Conclusion: Your Photograph Is the Coin’s Ambassador
In the world of numismatics, where a single grade point can mean thousands of dollars in value, photography is not a luxury — it is a necessity. The stunning 1976-S Eisenhower Dollars graded MS69 that our community members have shared, with their $20,000 price tags, deserve photographs that convey their true beauty and justify their numismatic value. The Daniel Carr fantasy pieces with their artistic lunar motifs deserve images that honor the engraver’s extraordinary skill. And every toned silver dollar, every cartwheeling Morgan, every coin with a moon on its reverse deserves to be seen as it truly is — not flattened, not distorted, not misrepresented by poor lighting or careless technique.

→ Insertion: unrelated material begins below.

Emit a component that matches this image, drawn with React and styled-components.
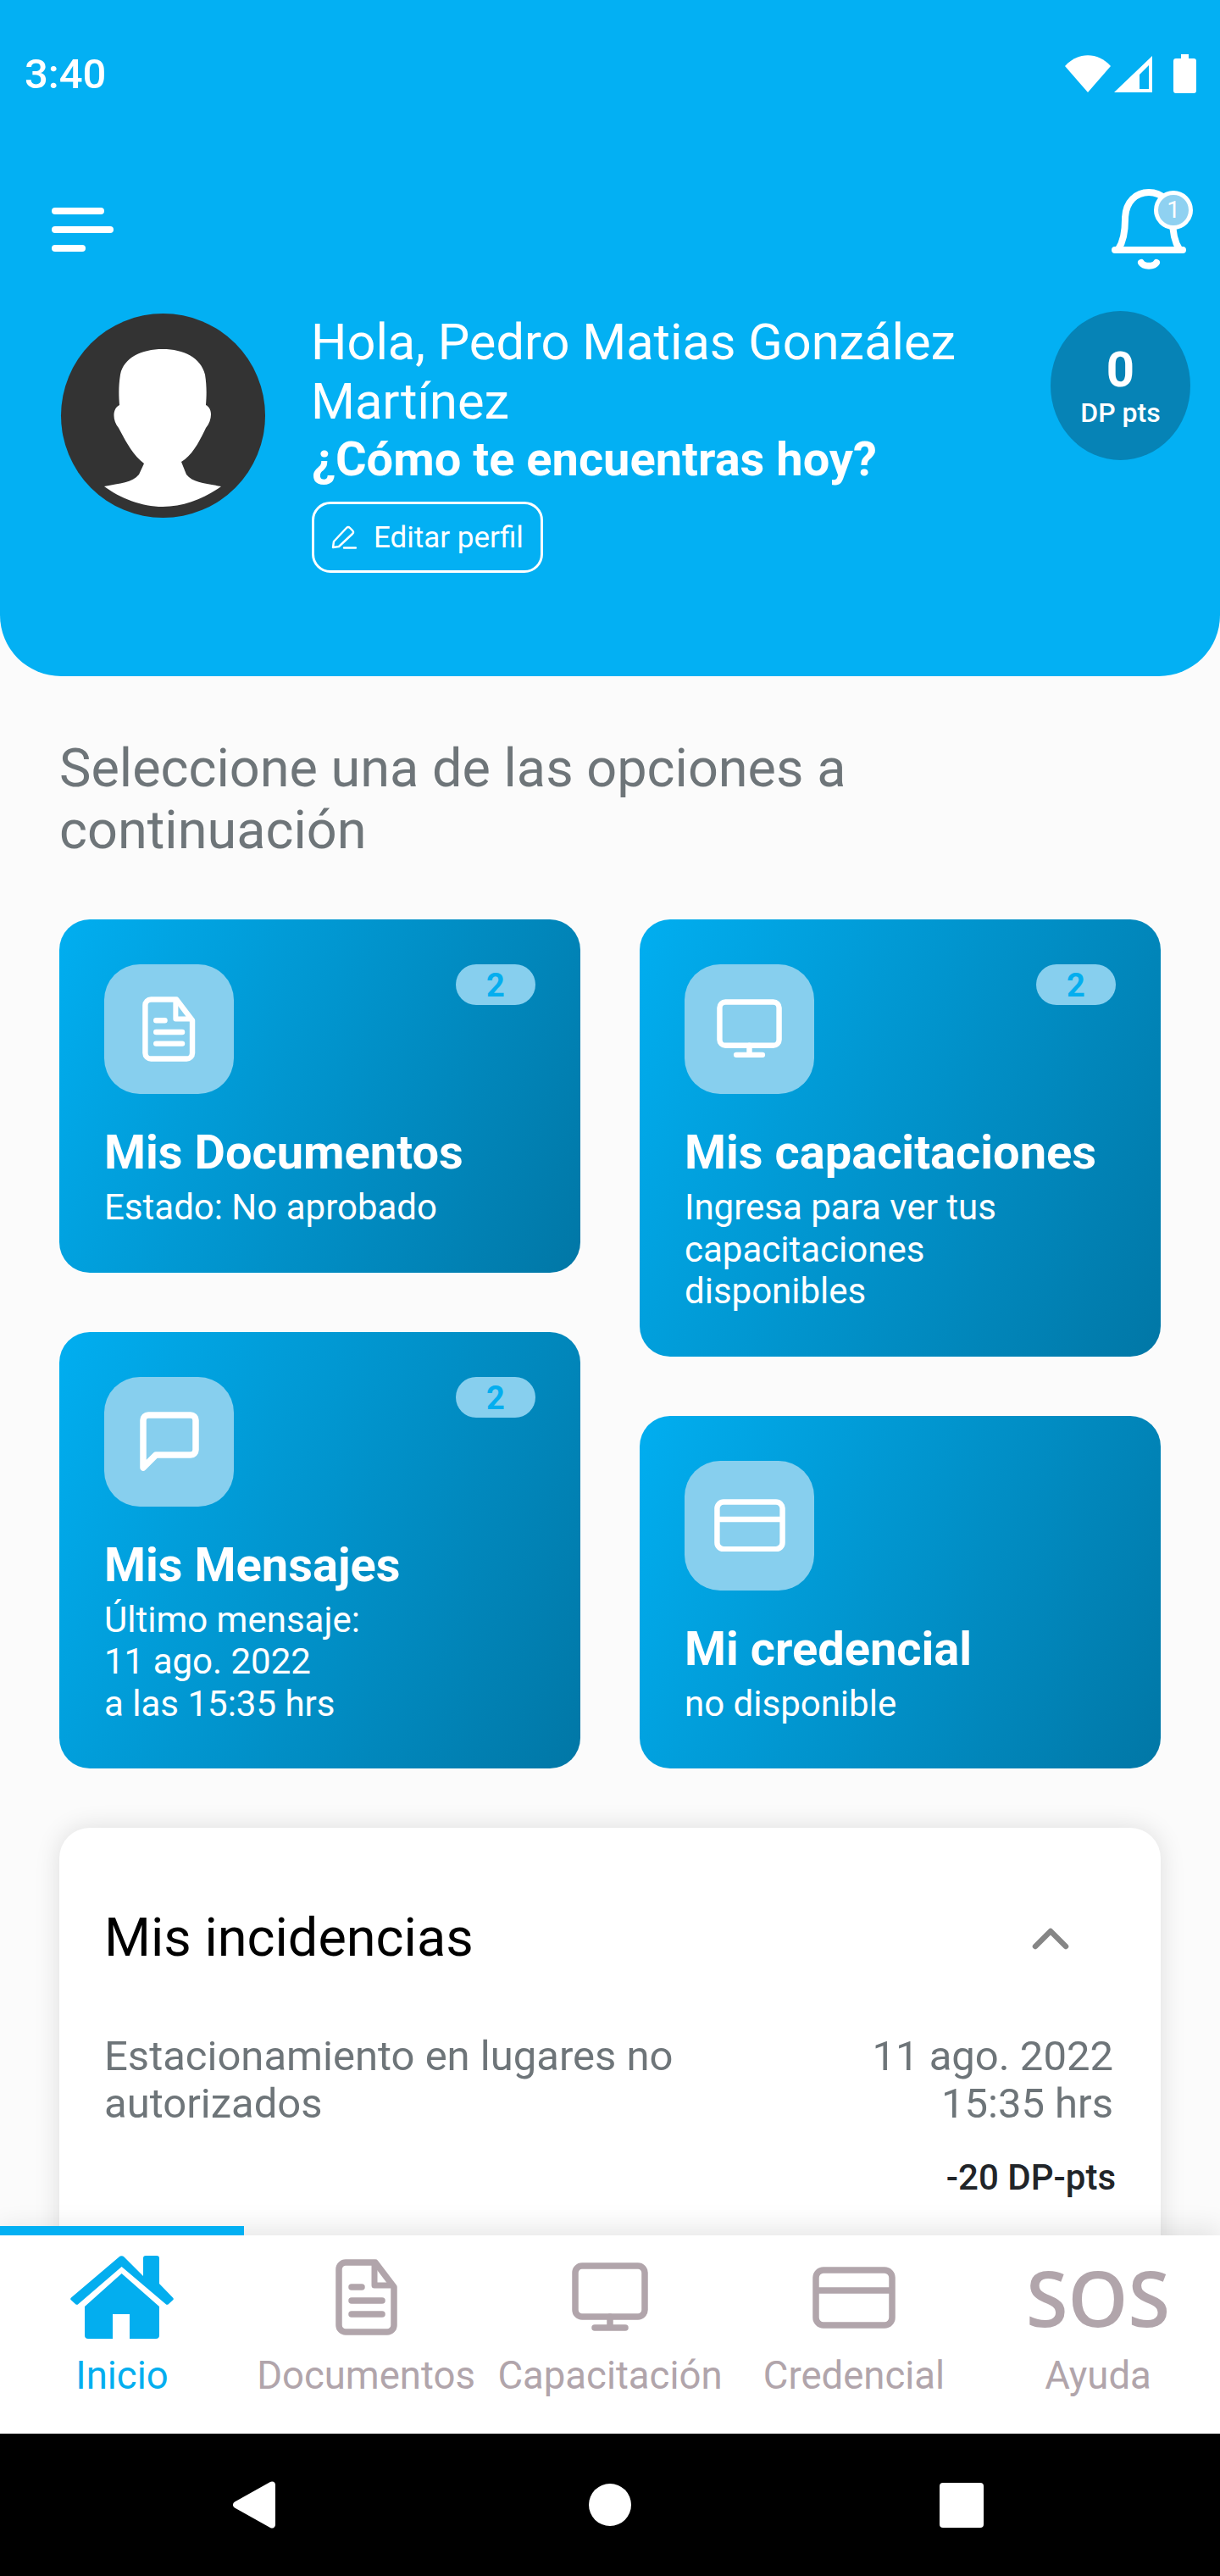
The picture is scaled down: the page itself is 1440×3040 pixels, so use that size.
import React from 'react';
import styled, { createGlobalStyle } from 'styled-components';

const Global = createGlobalStyle`
  html, body { margin: 0; padding: 0; background: #fbfbfb; }
  * { box-sizing: border-box; }
  body { font-family: Roboto, "Liberation Sans", sans-serif; }
`;

const Screen = styled.div`
  width: 1440px; height: 3040px; display: flex; flex-direction: column;
  overflow: hidden; background: #fbfbfb;
`;
const Scroll = styled.main`
  flex: 1; min-height: 0; overflow: hidden;
`;
const Header = styled.header`
  height: 798px; background: #03b0f3; border-radius: 0 0 72px 72px; color: #fff;
`;
const StatusBar = styled.div`
  height: 174px; display: flex; align-items: center; justify-content: space-between;
  padding: 0 28px 0 29px;
`;
const Time = styled.span`
  font-size: 49px; font-weight: 500;
`;
const StatusIcons = styled.div`
  display: flex; align-items: center;
  svg { display: block; }
  svg:nth-child(1) { margin-right: 4px; }
  svg:nth-child(2) { margin-right: 25px; }
`;
const Toolbar = styled.div`
  height: 193px; display: flex; align-items: center; justify-content: space-between;
  padding: 0 40px 0 61px;
`;
const MenuBars = styled.div`
  display: flex; flex-direction: column; gap: 14px;
`;
const MenuBar = styled.span`
  display: block; height: 8px; border-radius: 4px; background: #fff; width: ${p => p.$w}px;
`;
const BellWrap = styled.div`
  position: relative; width: 88px; height: 96px; margin-top: 0;
  svg { display: block; }
`;
const BellBadge = styled.span`
  position: absolute; left: 50px; top: 2px; width: 46px; height: 46px; border-radius: 50%;
  border: 5px solid #fff; background: #8fd1f1; color: #fff; font-size: 28px;
  display: flex; align-items: center; justify-content: center;
`;
const Profile = styled.div`
  display: flex; align-items: flex-start; padding: 0 35px 0 72px;
`;
const Avatar = styled.div`
  width: 241px; height: 241px; margin-top: 3px; border-radius: 50%; background: #333; flex: none;
  overflow: hidden; svg { display: block; }
`;
const ProfileText = styled.div`
  margin-left: 55px; width: 872px; flex: none; padding-top: 2px;
`;
const Hello = styled.div`
  font-size: 59.5px; line-height: 70px; font-weight: 400; margin-left: -1px;
`;
const Mood = styled.div`
  font-size: 56px; line-height: 70px; font-weight: 700; margin-top: -2px;
`;
const EditButton = styled.button`
  margin-top: 15px; height: 84px; width: 273px; border: 3px solid #fff; border-radius: 22px;
  background: transparent; color: #fff; display: flex; align-items: center; padding: 0 0 0 20px; gap: 20px;
  font: 400 35px Roboto, sans-serif; white-space: nowrap; svg { display: block; flex: none; }
`;
const Points = styled.div`
  width: 165px; height: 176px; border-radius: 50%; background: #0683b6; flex: none; margin-left: 0;
  display: flex; flex-direction: column; align-items: center; justify-content: center;
`;
const PointsValue = styled.span`
  font-size: 58px; line-height: 64px; font-weight: 700;
`;
const PointsLabel = styled.span`
  font-size: 32px; line-height: 38px; font-weight: 500;
`;
const Body = styled.section`
  padding: 72px 70px 0;
`;
const Lead = styled.h2`
  margin: 0 0 69px; font-size: 63px; line-height: 73px; font-weight: 400; color: #6e7579; width: 1000px;
`;
const Columns = styled.div`
  display: flex; gap: 70px; align-items: flex-start;
`;
const Column = styled.div`
  flex: 1; display: flex; flex-direction: column; gap: 70px;
`;
const Card = styled.article`
  position: relative; padding: 53px 53px 52px; border-radius: 36px; color: #fff;
  background: linear-gradient(114deg, #01aef0 0%, #0177a6 100%);
`;
const Tile = styled.div`
  width: 153px; height: 153px; border-radius: 42px; background: #87cfee;
  display: flex; align-items: center; justify-content: center; svg { display: block; }
`;
const CountBadge = styled.span`
  position: absolute; top: 53px; right: 53px; width: 94px; height: 48px; border-radius: 24px;
  background: #87cfee; color: #03aeef; font-size: 38px; font-weight: 700; padding-top: 2px;
  display: flex; align-items: center; justify-content: center;
`;
const CardTitle = styled.h3`
  margin: 29px 0 0; font-size: 56px; line-height: 80px; font-weight: 700; white-space: nowrap;
`;
const CardText = styled.p`
  margin: 0; font-size: 42px; line-height: 49.5px; font-weight: 400;
`;
const Incidents = styled.section`
  margin-top: 70px; background: #fff; border-radius: 36px; padding: 95px 53px 100px;
  box-shadow: 0 0 30px rgba(0,0,0,.12);
`;
const IncHead = styled.div`
  display: flex; align-items: center; justify-content: space-between; padding-right: 55px;
  svg { display: block; }
`;
const IncTitle = styled.h3`
  margin: 0; font-size: 63px; line-height: 70px; font-weight: 400; color: #000;
`;
const IncRow = styled.div`
  margin-top: 77px; display: flex; justify-content: space-between;
  font-size: 49px; line-height: 56px; color: #6e7579;
`;
const IncName = styled.div`
  width: 760px;
`;
const IncDate = styled.div`
  text-align: right; padding-right: 3px;
`;
const IncPoints = styled.div`
  margin-top: 34px; text-align: right; font-size: 42px; line-height: 50px; font-weight: 500; color: #212529;
`;
const Nav = styled.nav`
  position: relative; height: 234px; flex: none; display: flex; background: #fff; padding-top: 12px;
  box-shadow: 0 -8px 30px rgba(0,0,0,.1);
`;
const NavIndicator = styled.span`
  position: absolute; left: 0; top: -11px; width: 288px; height: 11px; background: #03b0f3;
`;
const NavItem = styled.div`
  flex: 1; min-width: 0; display: flex; flex-direction: column; align-items: center;
  color: ${p => (p.$active ? '#03aeef' : '#b1a5ab')};
`;
const NavIcon = styled.div`
  height: 122px; display: flex; align-items: center; justify-content: center; svg { display: block; }
`;
const NavLabel = styled.span`
  margin-top: 7px; font-size: 45.5px; line-height: 50px; white-space: nowrap;
`;
const SosMark = styled.span`
  font-family: "Open Sans", sans-serif; font-weight: 600; font-size: 90px; line-height: 1;
`;
const SystemBar = styled.div`
  height: 168px; flex: none; background: #000; position: relative;
  display: flex; align-items: center; justify-content: space-between; padding: 0 279px 0 275px;
  svg { display: block; }
`;
const HomeDot = styled.span`
  width: 50px; height: 50px; border-radius: 50%; background: #fff; margin-left: 6px;
`;
const RecentSquare = styled.span`
  width: 52px; height: 53px; border-radius: 4px; background: #fff;
`;

const DocIcon = ({ h = 90 }) => (
  <svg width={h * 73 / 90} height={h} viewBox="0 0 73 90" fill="none" stroke="currentColor" strokeWidth="7.5" strokeLinecap="round" strokeLinejoin="round">
    <path d="M12 4H47L69 33V78a8 8 0 0 1-8 8H12a8 8 0 0 1-8-8V12a8 8 0 0 1 8-8Z" />
    <path d="M46 6V31H67" strokeWidth="7" />
    <path d="M19 33H31M19 49H55M19 65H55" />
  </svg>
);
const MonitorIcon = ({ w = 90 }) => (
  <svg width={w} height={w * 82 / 90} viewBox="0 0 90 82" fill="none" stroke="currentColor" strokeWidth="7.5" strokeLinecap="round" strokeLinejoin="round">
    <rect x="4" y="4" width="82" height="60" rx="8" />
    <path d="M45 64V77M27 77H63" />
  </svg>
);
const CredIcon = ({ w = 98 }) => (
  <svg width={w} height={w * 73 / 98} viewBox="0 0 98 73" fill="none" stroke="currentColor" strokeWidth="7.5" strokeLinejoin="round">
    <rect x="4" y="4" width="90" height="65" rx="9" />
    <path d="M4 28H94" />
  </svg>
);
const ChatIcon = () => (
  <svg width="70" height="70" viewBox="0 0 70 70" fill="none" stroke="#fff" strokeWidth="7.5" strokeLinecap="round" strokeLinejoin="round">
    <path d="M4 66V10a6 6 0 0 1 6-6H60a6 6 0 0 1 6 6V45a6 6 0 0 1-6 6H19Z" />
  </svg>
);
const HomeIcon = () => (
  <svg width="122" height="98" viewBox="0 0 122 98" fill="currentColor">
    <path d="M57.5 1.5a4 4 0 0 1 6 0L86 24V3a3 3 0 0 1 3-3h13a3 3 0 0 1 3 3V33L121 49.5a2 2 0 0 1 .5 2.5L116 57a2.5 2.5 0 0 1-3.5 0L60.6 13 9.5 57a2.5 2.5 0 0 1-3.5 0L.5 52a2 2 0 0 1 .5-2.5Z" />
    <path d="M60.6 21 105 60V94a4 4 0 0 1-4 4H70V69H50V98H21a4 4 0 0 1-4-4V60Z" />
  </svg>
);

const cardsLeft = [
  { icon: <DocIcon h={77} />, title: 'Mis Documentos', lines: ['Estado: No aprobado'], count: 2 },
  { icon: <ChatIcon />, title: 'Mis Mensajes', lines: ['Último mensaje:', '11 ago. 2022', 'a las 15:35 hrs'], count: 2 },
];
const cardsRight = [
  { icon: <MonitorIcon w={77} />, title: 'Mis capacitaciones', lines: ['Ingresa para ver tus', 'capacitaciones', 'disponibles'], count: 2 },
  { icon: <CredIcon w={84} />, title: 'Mi credencial', lines: ['no disponible'] },
];

const MenuCard = ({ icon, title, lines, count }) => (
  <Card>
    <Tile>{icon}</Tile>
    {count ? <CountBadge>{count}</CountBadge> : null}
    <CardTitle>{title}</CardTitle>
    <CardText>{lines.map((l, i) => <React.Fragment key={l}>{i > 0 && <br />}{l}</React.Fragment>)}</CardText>
  </Card>
);

export default function App() {
  return (
    <Screen>
      <Global />
      <Scroll>
        <Header>
          <StatusBar>
            <Time>3:40</Time>
            <StatusIcons>
              <svg width="54" height="44" viewBox="0 0 54 44" fill="#fff"><path d="M0 13C15-4 39-4 54 13L27 44Z" /></svg>
              <svg width="45" height="44" viewBox="0 0 45 44" fill="#fff" fillRule="evenodd"><path d="M45 1V44H0ZM41 40V12L30 23V40Z" /></svg>
              <svg width="27" height="46" viewBox="0 0 27 46" fill="#fff"><path d="M9 0H18V5H24a3 3 0 0 1 3 3V43a3 3 0 0 1-3 3H3a3 3 0 0 1-3-3V8a3 3 0 0 1 3-3H9Z" /></svg>
            </StatusIcons>
          </StatusBar>
          <Toolbar>
            <MenuBars>
              <MenuBar $w={62} />
              <MenuBar $w={73} />
              <MenuBar $w={40} />
            </MenuBars>
            <BellWrap>
              <svg width="88" height="96" viewBox="0 0 88 96" fill="none" stroke="#fff" strokeWidth="8" strokeLinecap="round" strokeLinejoin="round">
                <path d="M4 72H84M8 71C14 62 16 52 16 36C16 14 30 4 44 4C58 4 72 14 72 36C72 52 74 62 80 71" />
                <path d="M35 87C38 92 50 92 53 87" />
              </svg>
              <BellBadge>1</BellBadge>
            </BellWrap>
          </Toolbar>
          <Profile>
            <Avatar>
              <svg width="241" height="241" viewBox="0 0 241 241" fill="#fff">
                <path d="M51 204C70 200 84 200 92 190L98 177C85 167 77 152 68 135C60 125 61 112 69 108C68 95 68 85 70 72C74 52 95 42 120 42C145 42 165 52 170 72C172 85 172 95 171 108C179 112 179 125 171 135C163 152 155 167 142 175L148 190C156 200 170 200 189 204C170 218 145 228 120 228C95 228 70 218 51 204Z" />
              </svg>
            </Avatar>
            <ProfileText>
              <Hello>Hola, Pedro Matias González<br />Martínez</Hello>
              <Mood>¿Cómo te encuentras hoy?</Mood>
              <EditButton>
                <svg width="30" height="28" viewBox="0 0 30 28" fill="none" stroke="#fff" strokeWidth="2.4" strokeLinecap="round" strokeLinejoin="round">
                  <path d="M2 26L3 19L18 3Q20 1 22 3L25 6Q27 8 25 10L9 25ZM15 26.5H29" />
                </svg>
                Editar perfil
              </EditButton>
            </ProfileText>
            <Points>
              <PointsValue>0</PointsValue>
              <PointsLabel>DP pts</PointsLabel>
            </Points>
          </Profile>
        </Header>
        <Body>
          <Lead>Seleccione una de las opciones a continuación</Lead>
          <Columns>
            <Column>{cardsLeft.map(c => <MenuCard key={c.title} {...c} />)}</Column>
            <Column>{cardsRight.map(c => <MenuCard key={c.title} {...c} />)}</Column>
          </Columns>
          <Incidents>
            <IncHead>
              <IncTitle>Mis incidencias</IncTitle>
              <svg width="44" height="28" viewBox="0 0 44 28" fill="none" stroke="#868686" strokeWidth="6.5" strokeLinecap="round" strokeLinejoin="round"><path d="M4 24L22 6L40 24" /></svg>
            </IncHead>
            <IncRow>
              <IncName>Estacionamiento en lugares no autorizados</IncName>
              <IncDate>11 ago. 2022<br />15:35 hrs</IncDate>
            </IncRow>
            <IncPoints>-20 DP-pts</IncPoints>
          </Incidents>
        </Body>
      </Scroll>
      <Nav>
        <NavIndicator />
        <NavItem $active><NavIcon><HomeIcon /></NavIcon><NavLabel>Inicio</NavLabel></NavItem>
        <NavItem><NavIcon><DocIcon /></NavIcon><NavLabel>Documentos</NavLabel></NavItem>
        <NavItem><NavIcon><MonitorIcon /></NavIcon><NavLabel>Capacitación</NavLabel></NavItem>
        <NavItem><NavIcon><CredIcon /></NavIcon><NavLabel>Credencial</NavLabel></NavItem>
        <NavItem><NavIcon><SosMark>SOS</SosMark></NavIcon><NavLabel>Ayuda</NavLabel></NavItem>
      </Nav>
      <SystemBar>
        <svg width="50" height="56" viewBox="0 0 50 56" fill="#fff"><path d="M2 24.5L44 1a4 4 0 0 1 6 3V52a4 4 0 0 1-6 3L2 31.5a4 4 0 0 1 0-7Z" /></svg>
        <HomeDot />
        <RecentSquare />
      </SystemBar>
    </Screen>
  );
}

The techniques I’ve outlined in this masterclass — axial lighting for mirror fields, macro photography for fine detail, raking light for cartwheel luster, and disciplined color management for natural toning — are not difficult to learn. They require patience, practice, and a modest investment in equipment. But the payoff is enormous: photographs that sell coins faster, command higher prices, earn the respect of fellow collectors, and preserve an honest record of each piece’s eye appeal and provenance.
The next time you pull a beautiful coin from your collection — whether it’s a common-date Lincoln cent or a five-figure Ike dollar — take the time to photograph it properly. Your coin’s story deserves to be told in the best possible light. Literally.